6月18日(日)聖日礼拝

「聖 書」
イエスは町や村を残らず回って、会堂で教え、御国の福音を宣べ伝え、ありとあらゆる病気や患いをいやされた。また、群衆が飼い主のいない羊のように弱り果て、打ちひしがれているのを見て、深く憐れまれた。そこで、弟子たちに言われた。「収穫は多いが、働き手が少ない。だから、収穫のために働き手を送ってくださるように、収穫の主に願いなさい。」

イエスは十二人の弟子を呼び寄せ、汚れた霊に対する権能をお授けになった。汚れた霊を追い出し、あらゆる病気や患いをいやすためであった。十二使徒の名は次のとおりである。まずペトロと呼ばれるシモンとその兄弟アンデレ、ゼベダイの子ヤコブとその兄弟ヨハネ、フィリポとバルトロマイ、トマスと徴税人のマタイ、アルファイの子ヤコブとタダイ、熱心党のシモン、それにイエスを裏切ったイスカリオテのユダである。

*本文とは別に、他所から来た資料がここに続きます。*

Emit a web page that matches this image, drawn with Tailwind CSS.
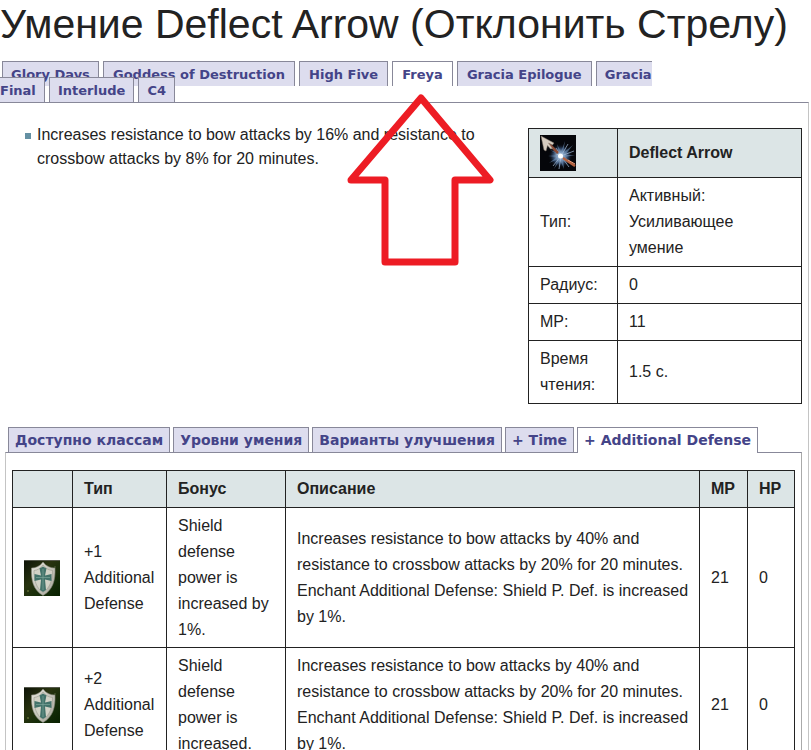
<!DOCTYPE html>
<html lang="ru">
<head>
    <meta charset="UTF-8">
    <meta name="viewport" content="width=device-width, initial-scale=1.0">
    <title>Умение Deflect Arrow (Отклонить Стрелу)</title>
    <script src="https://cdn.jsdelivr.net/npm/@tailwindcss/browser@4"></script>
</head>
<body class="bg-white text-[#222222] font-['Liberation_Sans',Arial,sans-serif] text-base">
    <!-- Shared shield icon -->
    <svg class="absolute size-0">
        <defs>
            <linearGradient id="shieldBg" x1="0" y1="0" x2="1" y2="1">
                <stop offset="0" stop-color="#0d1207" />
                <stop offset=".4" stop-color="#28330f" />
                <stop offset=".7" stop-color="#142c08" />
                <stop offset="1" stop-color="#082000" />
            </linearGradient>
            <linearGradient id="shieldFace" x1="0" y1="0" x2="1" y2="1">
                <stop offset="0" stop-color="#e6e5dc" />
                <stop offset="1" stop-color="#a5a599" />
            </linearGradient>
        </defs>
        <symbol id="shield" viewBox="0 0 36 36">
            <rect width="36" height="36" fill="url(#shieldBg)" />
            <path d="M0 .5H36" stroke="#55584c" />
            <circle cx="4" cy="31" r="1" fill="#5c6a30" />
            <circle cx="31" cy="7" r="1" fill="#41502a" />
            <path d="M19 2C16 6 12 8 7.500 8C7 20 9 30 19 35.500C29 30 31.500 20 31 8C26 8 22 6 19 2Z" fill="url(#shieldFace)" stroke="#85867b" stroke-width=".6" />
            <path d="M19 5C16.500 8.500 14 10 10 10.500C10 20 12 28 19 32.500C26 28 28.500 20 28.500 10.500C24.500 10 21.500 8.500 19 5Z" fill="#d2d2c6" stroke="#9a9b8f" stroke-width=".6" />
            <path d="M15.500 8.500L19 6.500L22.500 8.500L21 15.500L27.500 14V21L21 19.500L22 30L19 32L16 30L17 19.500L10.500 21V14L17 15.500Z" fill="#43736a" />
            <path d="M19 9V30M12 17.500H26" stroke="#7ba398" stroke-width=".7" />
        </symbol>
    </svg>

    <h1 class="text-[41px] leading-[48px] whitespace-nowrap">Умение Deflect Arrow (Отклонить Стрелу)</h1>

    <!-- Chronicle tabs -->
    <nav class="pt-[19px] pb-[3px]">
        <ul class="max-w-[690px] indent-[2px] font-['DejaVu_Sans',Verdana,sans-serif] text-[13px] leading-[16px]">
            <li class="inline"><a href="#" class="border border-b-0 border-[#888899] bg-[#ddddee] px-[8px] pt-[5px] pb-[4px] font-bold text-[#444488]">Glory Days</a></li>
            <li class="inline"><a href="#" class="border border-b-0 border-[#888899] bg-[#ddddee] px-[9px] pt-[5px] pb-[4px] font-bold text-[#444488]">Goddess of Destruction</a></li>
            <li class="inline"><a href="#" class="border border-b-0 border-[#888899] bg-[#ddddee] px-[9px] pt-[5px] pb-[4px] font-bold text-[#444488]">High Five</a></li>
            <li class="inline"><a href="#" class="border border-b-0 border-[#888899] bg-white px-[9px] pt-[5px] pb-[4px] font-bold text-[#444488]">Freya</a></li>
            <li class="inline"><a href="#" class="border border-b-0 border-[#888899] bg-[#ddddee] px-[9px] pt-[5px] pb-[4px] font-bold text-[#444488]">Gracia Epilogue</a></li>
            <li class="inline"><a href="#" class="border border-b-0 border-[#888899] bg-[#ddddee] px-[8px] pt-[5px] pb-[4px] font-bold text-[#444488]">Gracia Final</a></li>
            <li class="inline"><a href="#" class="border border-b-0 border-[#888899] bg-[#ddddee] px-[8px] pt-[5px] pb-[4px] font-bold text-[#444488]">Interlude</a></li>
            <li class="inline"><a href="#" class="border border-b-0 border-[#888899] bg-[#ddddee] px-[8px] pt-[5px] pb-[4px] font-bold text-[#444488]">C4</a></li>
        </ul>
    </nav>

    <main class="relative mr-[2px] border-t border-r border-t-[#888899] border-r-[#c4c4c4]">
        <!-- Pointer to the active tab -->
        <svg class="absolute -top-[11px] left-[346px]" width="150" height="176" viewBox="0 0 150 176" fill="none">
            <path d="M75 6L144 88H109V170H39V88H5Z" stroke="#ed1c24" stroke-width="7" stroke-linejoin="round" />
        </svg>

        <div class="flex items-start justify-between pt-[20px] pr-[6px] pl-[25px]">
            <ul class="w-[452px]">
                <li class="flex gap-[6px] leading-[24px]">
                    <span class="mt-[10px] size-[6px] shrink-0 bg-[#6490a3]"></span>
                    <span>Increases resistance to bow attacks by 16% and resistance to crossbow attacks by 8% for 20 minutes.</span>
                </li>
            </ul>

            <table class="mt-[5px] w-[274px] table-fixed border-collapse leading-[26px]">
                <colgroup>
                    <col class="w-[89px]">
                    <col>
                </colgroup>
                <tr class="bg-[#dce5e6]">
                    <th class="border border-[#222222] px-[11px] py-[6px] text-left">
                        <svg class="block" width="36" height="36" viewBox="0 0 36 36">
                            <defs>
                                <radialGradient id="glow">
                                    <stop offset="0" stop-color="#ffffff" />
                                    <stop offset=".3" stop-color="#9fb8d4" />
                                    <stop offset=".65" stop-color="#3f5f8c" stop-opacity=".6" />
                                    <stop offset="1" stop-color="#0a0e18" stop-opacity="0" />
                                </radialGradient>
                            </defs>
                            <rect width="36" height="36" fill="#05060a" />
                            <circle cx="20.500" cy="21" r="12" fill="url(#glow)" />
                            <path d="M21 21L10 15L19 18L17 9L21 17L25 6L23 18L33 10L25 20L35 20L25 22L32 28L23 24L24 34L20 25L14 34L18 24L9 28L17 22L8 21L18 20Z" fill="#6e8fb5" fill-opacity=".6" />
                            <path d="M21 21L16 13M21 21L28 9M21 21L13 31M21 21L29 32M21 21L34 16M21 21L19 34" stroke="#a9c0dc" stroke-width=".7" />
                            <path d="M7 7L18 18" stroke="#8a4a36" stroke-width="2.500" />
                            <path d="M23 23L35 31" stroke="#b3603e" stroke-width="2.500" />
                            <path d="M28 25L35 29" stroke="#e9a07d" stroke-width="1" />
                            <path d="M1 1L14 8L12.500 10L8.500 8L12.500 13.500L10.500 14L7.500 10.500L6 16L4 15Z" fill="#d5cbbf" stroke="#85796d" stroke-width=".5" />
                            <circle cx="20.500" cy="21" r="2.500" fill="#ffffff" />
                        </svg>
                    </th>
                    <th class="border border-[#222222] px-[11px] py-[6px] text-left">Deflect Arrow</th>
                </tr>
                <tr>
                    <td class="border border-[#222222] px-[11px] py-[5px]">Тип:</td>
                    <td class="border border-[#222222] px-[11px] py-[5px]">Активный:<br>Усиливающее умение</td>
                </tr>
                <tr>
                    <td class="border border-[#222222] px-[11px] py-[5px]">Радиус:</td>
                    <td class="border border-[#222222] px-[11px] py-[5px]">0</td>
                </tr>
                <tr>
                    <td class="border border-[#222222] px-[11px] py-[5px]">MP:</td>
                    <td class="border border-[#222222] px-[11px] py-[5px]">11</td>
                </tr>
                <tr>
                    <td class="border border-[#222222] px-[11px] py-[5px]">Время чтения:</td>
                    <td class="border border-[#222222] px-[11px] py-[5px]">1.5 с.</td>
                </tr>
            </table>
        </div>

        <!-- Skill details tabs -->
        <nav class="mt-[23px] ml-[8px]">
            <ul class="flex gap-[3px] font-['DejaVu_Sans',Verdana,sans-serif] text-[14px] leading-[16px] font-bold whitespace-nowrap text-[#444488]">
                <li><a href="#" class="block border border-b-0 border-[#888899] bg-[#ddddee] px-[6px] py-[4px]">Доступно классам</a></li>
                <li><a href="#" class="block border border-b-0 border-[#888899] bg-[#ddddee] px-[6px] py-[4px]">Уровни умения</a></li>
                <li><a href="#" class="block border border-b-0 border-[#888899] bg-[#ddddee] px-[6px] py-[4px]">Варианты улучшения</a></li>
                <li><a href="#" class="block border border-b-0 border-[#888899] bg-[#ddddee] px-[6px] py-[4px]">+ Time</a></li>
                <li><a href="#" class="relative -mb-px block border border-b-0 border-[#888899] bg-white px-[6px] pt-[4px] pb-[5px]">+ Additional Defense</a></li>
            </ul>
        </nav>

        <section class="mr-[6px] ml-[5px] border border-b-0 border-t-[#888899] border-r-[#aaaaaa] border-l-[#c4c4c4] px-[6px] pt-[17px]">
            <table class="w-full table-fixed border-collapse leading-[26px]">
                <colgroup>
                    <col class="w-[60px]">
                    <col class="w-[94px]">
                    <col class="w-[119px]">
                    <col>
                    <col class="w-[48px]">
                    <col class="w-[47px]">
                </colgroup>
                <thead>
                    <tr class="bg-[#dce5e6] text-left">
                        <th class="border border-[#222222] px-[11px] py-[5px]"></th>
                        <th class="border border-[#222222] px-[11px] py-[5px]">Тип</th>
                        <th class="border border-[#222222] px-[11px] py-[5px]">Бонус</th>
                        <th class="border border-[#222222] px-[11px] py-[5px]">Описание</th>
                        <th class="border border-[#222222] px-[11px] py-[5px]">MP</th>
                        <th class="border border-[#222222] px-[11px] py-[5px]">HP</th>
                    </tr>
                </thead>
                <tbody>
                    <tr>
                        <td class="border border-[#222222] px-[11px] pt-[5px] pb-[4px]"><svg class="block size-[36px]"><use href="#shield" /></svg></td>
                        <td class="border border-[#222222] px-[11px] pt-[5px] pb-[4px]">+1 Additional Defense</td>
                        <td class="border border-[#222222] px-[11px] pt-[5px] pb-[4px]">Shield defense power is increased by 1%.</td>
                        <td class="border border-[#222222] pt-[5px] pr-[8px] pb-[4px] pl-[11px]">Increases resistance to bow attacks by 40% and resistance to crossbow attacks by 20% for 20 minutes. Enchant Additional Defense: Shield P. Def. is increased by 1%.</td>
                        <td class="border border-[#222222] px-[11px] pt-[5px] pb-[4px]">21</td>
                        <td class="border border-[#222222] px-[11px] pt-[5px] pb-[4px]">0</td>
                    </tr>
                    <tr>
                        <td class="border border-[#222222] px-[11px] pt-[5px] pb-[4px]"><svg class="block size-[36px]"><use href="#shield" /></svg></td>
                        <td class="border border-[#222222] px-[11px] pt-[5px] pb-[4px]">+2 Additional Defense</td>
                        <td class="border border-[#222222] px-[11px] pt-[5px] pb-[4px]">Shield defense power is increased.</td>
                        <td class="border border-[#222222] pt-[5px] pr-[8px] pb-[4px] pl-[11px]">Increases resistance to bow attacks by 40% and resistance to crossbow attacks by 20% for 20 minutes. Enchant Additional Defense: Shield P. Def. is increased by 1%.</td>
                        <td class="border border-[#222222] px-[11px] pt-[5px] pb-[4px]">21</td>
                        <td class="border border-[#222222] px-[11px] pt-[5px] pb-[4px]">0</td>
                    </tr>
                </tbody>
            </table>
        </section>
    </main>
</body>
</html>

イエスはこの十二人を派遣するにあたり、次のように命じられた。「異邦人の道に行ってはならない。サマリア人の町に入ってはならない。むしろ、イスラエルの家の失われた羊のところへ行きなさい。行って、『天の国は近づいた』と宣べ伝えなさい。病人をいやし、死者を生き返らせ、重い皮膚病を患っている人を清くし、悪霊を追い払いなさい。ただで受けたのだから、ただで与えなさい。

(マタイによる福音書 9章35節~10章8節)

「汚れた霊に対する権能」

本日の説教題は「汚れた霊に対する権能」です。主イエスは、この権能を十二使徒(アポストロス)に授け、「宣教」に遣わしました。(アポストロス)は「宣教者」(神から遣わされ者)を表しています。では「宣教」とは何か。「宣教」とは「福音」であり、「言葉と業(いやし)」であり、「聖め」であり、「ケリュグマ」であり、「愛」です。私共には、これを為す力はありません。それは当然のことです。にも拘わらずに宣教者は、その成果を己に帰すこともあることを否定できません。「宣教」は「神の業」であり、「収穫」は「神のもの」です。私共は本日の御言葉を通して、「教会」が託されている「責任の重さ」を知るべきです。また「自己」の信仰を顧みる必要があります。主イエスは「群衆」が「飼い主のいない羊のように弱り果て、打ちひしがれている」を見ました(エイドン)。「群衆」は「すべての人」であり、その「有様」は「神から離れ、迷い、飢え、傷つき、患い、罪により倒れている」状態のことです。霊において死んでいる状態です。主は彼らの有様を霊的洞察により見て取り、「深く憐れまれました」(スプラギノーゾマイ)。この思いは(4:23)の時と同じものです。主は「ことば」と「業(いやし)」を通して、「福音」を宣教しました。主は、御自分が成してきた「福音」を十二使徒にも託そうとしています。このことは「教会」が与えられている「務め」も同じものです。しかし主の為されてきた「ことばと業」を為していく為には「主の権能」が必要なのです。「主の選び」が必要です。「福音」の前に人々は救われていきます(収穫)。全世界の人々に福音を届けるためには「働き手」が必要です。私共は「収穫の主」に「働き手」を送って下さるように祈りましょう。まず「教会」が聖霊の満たしにより「聖め」られるように祈りましょう。そのために「汚れた霊に対する権能」を授かることが必要です。「汚れ」(アカサルトス)は(カサロス)「聖め」の反義語です。(カサロス)は「聖・清浄・聖別」です。私共は「すべて」原罪により「世の人」であり、「悪の支配(欲)」を受けています。これが「汚れた霊」です。「汚れた霊」は私共を「欲まみれにし、神から離れさせ、病にて苦しめ、霊の死を与えます」。そこに愛はありません。私共は「主の権能」を授かり、聖霊の力を受けて、「主の戒めを守り、主の道を歩み、神を畏れる生涯」を全うしつつ、「宣教」(御国建設)に遣わされることができます。世界に愛が実るのです。